To be done:
Retype the lines beneath this one, from the first through the line containing "my own private". Pictures are left out.
──────────
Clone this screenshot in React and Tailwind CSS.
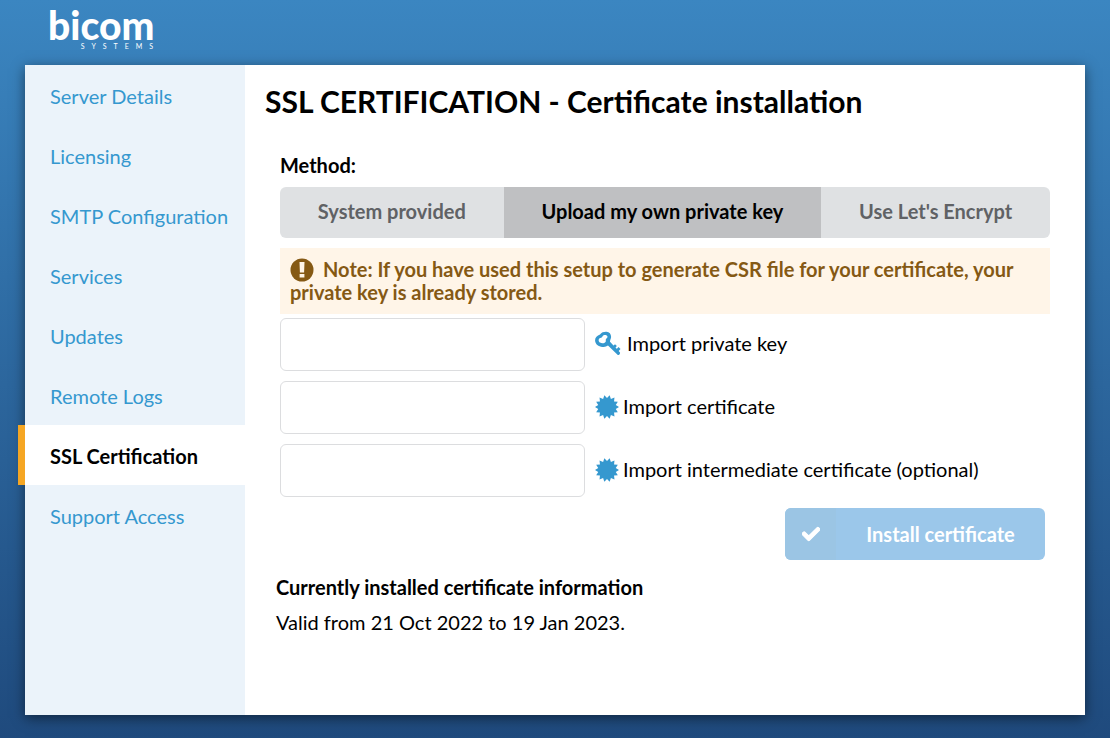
import { useState } from "react";
import { FaCheck } from "react-icons/fa";

const menuItems = [
  "Server Details",
  "Licensing",
  "SMTP Configuration",
  "Services",
  "Updates",
  "Remote Logs",
  "SSL Certification",
  "Support Access",
];

const methods = ["System provided", "Upload my own private key", "Use Let's Encrypt"];

// 14 spikes around the centre of a 24x24 box
const sealPoints = Array.from({ length: 28 }, (_, i) => {
  const radius = i % 2 ? 12 : 9;
  const angle = (Math.PI * i) / 14;
  return `${(12 + radius * Math.sin(angle)).toFixed(2)},${(12 - radius * Math.cos(angle)).toFixed(2)}`;
}).join(" ");

const KeyIcon = () => (
  <svg viewBox="0 0 28 26" className="h-[26px] w-7 shrink-0 text-[#3598cf]" fill="currentColor" aria-hidden="true">
    <path
      fillRule="evenodd"
      d="M5 3.500C6.500 1.200 9 .7 11.500.8c3 .2 4.700 2.600 4.600 5.200-.1 1.800-1.200 3.200-1.100 4.700L25 21.600c.3 1.400-.8 2.600-2.200 2.500l-9.800-9.500c-1.700 1.200-3.200 1.500-5.500 1.300C3.300 15.600.4 13.100.1 9.700-.1 6.700 2 4.500 5 3.500ZM7.600 5.300C7 6.900 5.400 6.700 4.300 7.600 3.200 8.600 3.600 10.700 5 11.600c1.700 1.100 4.400.9 5.500-.5.700-1-.1-2.100.5-3.200.6-.9 1.500-1 1.500-2.200C12.300 3.600 8.500 3.300 7.600 5.300Z"
    />
    <path d="M17.500 15.500 20 13.200l1.900 1.900-1.500 1.500 1.300 1.400 1.800-1.900 2 2-3.300 3.300Z" />
  </svg>
);

const SealIcon = () => (
  <svg viewBox="0 0 24 24" className="h-6 w-6 shrink-0 text-[#3598cf]" fill="currentColor" aria-hidden="true">
    <polygon points={sealPoints} />
  </svg>
);

const AlertIcon = () => (
  <svg viewBox="0 0 24 24" className="-my-1 mr-[9px] inline-block h-6 w-6 align-[-1px]" aria-hidden="true">
    <circle cx="12" cy="12" r="11.500" fill="#855914" />
    <path d="M9.500 4h5l-.4 10.500H9.900ZM9.600 16h4.800v3.500H9.600Z" fill="#fff5e8" />
  </svg>
);

const fields = [
  { id: "privateKey", label: "Import private key", icon: KeyIcon },
  { id: "certificate", label: "Import certificate", icon: SealIcon },
  { id: "intermediate", label: "Import intermediate certificate (optional)", icon: SealIcon },
];

const App = () => {
  const [active, setActive] = useState("SSL Certification");
  const [method, setMethod] = useState(methods[1]);
  const [values, setValues] = useState({ privateKey: "", certificate: "", intermediate: "" });

  const handleChange = (e) => {
    const { name, value } = e.target;
    setValues((prev) => ({ ...prev, [name]: value }));
  };

  return (
    <div className="flex min-h-screen flex-col bg-linear-to-b from-[#3b86c1] to-[#1f4a7d] px-[25px] pb-[23px] font-['Lato',sans-serif] text-xl text-black">
      <header className="h-[65px] pt-[7px] pl-[23px] text-white">
        <a href="#home" className="flex w-28 flex-col">
          <span className="text-[39px] leading-9 font-black">bicom</span>
          <span className="self-end text-[7px] leading-[6px] tracking-[7px]">SYSTEMS</span>
        </a>
      </header>

      <div className="flex flex-1 bg-white shadow-[0_3px_12px_rgba(0,0,0,0.5)]">
        <nav className="w-[220px] shrink-0 bg-[#ebf3fa]">
          {menuItems.map((item) => (
            <a
              key={item}
              href="#menu"
              onClick={() => setActive(item)}
              className={
                item === active
                  ? "-ml-[7px] flex h-15 items-center border-l-[7px] border-[#f5a623] bg-white pt-0.5 pl-[25px] font-bold"
                  : "flex h-15 items-center pt-0.5 pl-[25px] text-[#3598cf]"
              }
            >
              {item}
            </a>
          ))}
        </nav>

        <main className="min-w-0 flex-1 px-5 pt-[18px]">
          <h1 className="text-3xl leading-9 font-bold">SSL CERTIFICATION - Certificate installation</h1>

          <form className="px-[15px] pt-8" onSubmit={(e) => e.preventDefault()}>
            <p className="pb-2 leading-7 font-bold">Method:</p>
            <div className="flex h-[51px] overflow-hidden rounded-md bg-[#dfe1e3]">
              {methods.map((name) => (
                <button
                  key={name}
                  type="button"
                  onClick={() => setMethod(name)}
                  className={
                    name === method
                      ? "flex-auto bg-[#bfc0c2] pb-1 font-bold whitespace-nowrap"
                      : "flex-auto pb-1 font-bold whitespace-nowrap text-[#606265]"
                  }
                >
                  {name}
                </button>
              ))}
            </div>

            <p className="mt-[10px] bg-[#fff5e8] p-[10px] leading-[23px] font-bold text-[#855914]">
              <AlertIcon />
              Note: If you have used this setup to generate CSR file for your certificate, your private key is
              already stored.
            </p>

            <div className="mt-1 flex flex-col gap-[10px]">
              {fields.map(({ id, label, icon: Icon }) => (
                <div key={id} className="flex items-center gap-[10px]">
                  <input
                    id={id}
                    name={id}
                    type="text"
                    value={values[id]}
                    onChange={handleChange}
                    className="h-[53px] w-[305px] rounded-md border border-[#dcdddf] bg-white px-3 outline-none focus:border-[#3598cf]"
                  />
                  <label htmlFor={id} className="flex items-center gap-1 pb-0.5">
                    <Icon />
                    <span className="pb-0.5">{label}</span>
                  </label>
                </div>
              ))}
            </div>

            <div className="flex justify-end pt-[11px] pr-[5px]">
              <button
                type="submit"
                className="flex h-[52px] w-[260px] overflow-hidden rounded-md bg-[#9bc7ea] font-bold text-white"
              >
                <span className="flex h-full w-[51px] items-center justify-center bg-[#9bc5e4]">
                  <FaCheck size={18} strokeWidth={30} />
                </span>
                <span className="flex h-full flex-1 items-center justify-center">Install certificate</span>
              </button>
            </div>
          </form>

          <section className="px-[11px] pt-[10px]">
            <h2 className="leading-[35px] font-bold">Currently installed certificate information</h2>
            <p className="leading-[35px]">Valid from 21 Oct 2022 to 19 Jan 2023.</p>
          </section>
        </main>
      </div>
    </div>
  );
};

export default App;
──────────
Solution to this exercise:
Clone this screenshot in React and Tailwind CSS.
import { useState } from "react";
import { FaCheck } from "react-icons/fa";

const menuItems = [
  "Server Details",
  "Licensing",
  "SMTP Configuration",
  "Services",
  "Updates",
  "Remote Logs",
  "SSL Certification",
  "Support Access",
];

const methods = ["System provided", "Upload my own private key", "Use Let's Encrypt"];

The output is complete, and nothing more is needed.